We hear “take me to your leaders” a lot at Liberty Plaza. I heard it twice even before lunch today, once from a friendly bike messenger bringing several bags of bagels from a promotion, and one from the TV reporter who conducted the above truncated interview. Authority has been imposed from above for so long that a group of people taking individual responsibility and turning to facilitators only for ad hoc administration seems to tax today’s minds. At least something is being taxed!
I filmed that interview from the TV with with my phone set on “solarize” to remind the viewer at each refresh-flicker that this is not real. With solidarity from Verizon workers, pilots, postal workers, and the IWW, and formal acknowledgement from independent media like Democracy Now!, Michael Moore and Chris Hedges, one shouldn’t sneer. Officer Bologna sneered until he couldn’t contain himself, and 80 were arrested last Saturday for nonviolent, technical offenses. “Causing trouble?” Pix 11, that’s “bad apples” in the NYPD. And those who condescend or moan about “demands” have spent 7-20 minutes rubbernecking on site, then lied and elided.
Donations from all over the country and world have supplied the movement with a substantial endowment, which it will need as it grows and does outreach. But the prickly leader problem will bedevil the details as Occupy Wall Street expands. The leadership question is clear from the General Assembly, where we recently spent 1/2 hour debating whether to spend $700 on a network of Tracfones for transencampment station communication, to the marches—where drummers sometimes vie for control of the rhythm instead of cooperate, especially with chanters. At what point, if any, will expediency force us to elect helmspeople? Will inclusion of other groups and agendas open our own (as it were) to steering? Must the movement’s progress eclipse elective association and autonomy?
A fitting coda to my two days at OWS was a car service home from a young Cairene from Russia. He’s too busy driving and studying for a minerals & mining degree to have heard of Occupy Wall Street, so we talked about that a lot, and naturally Tahrir Square as well. His three years in the USA have been eye-opening, but he hadn’t thought things had come to this pass.
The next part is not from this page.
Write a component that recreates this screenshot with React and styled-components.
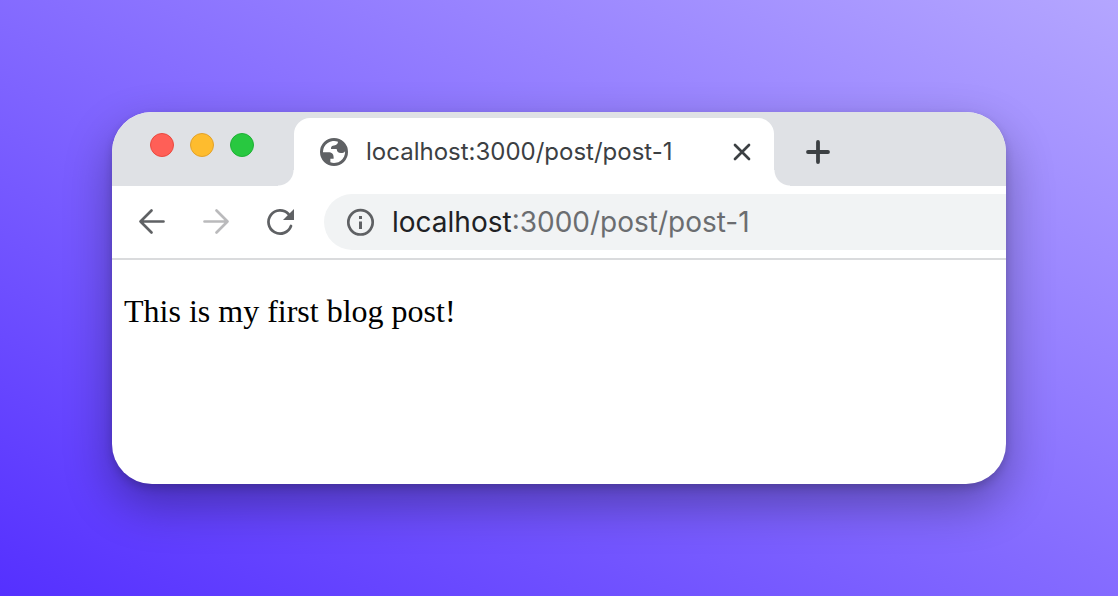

Most encouragingly, E. disabused me of the idea that Occupy Wall Street was nothing like Tahrir Square. I told him that people had been living in the square for two weeks, had formulated demands in a few days (as opposed to a fortnight); that the police had arrested over 100 (and zip-cuffs can be brutal if tightened), punched some, pepper-sprayed some, knocked out a tooth and destroyed things wantonly. He disagreed with the US media and said, involuntarily decelerating as if thinking of something else, “This is exactly like Tahrir Square. I can’t believe this is happening in America.”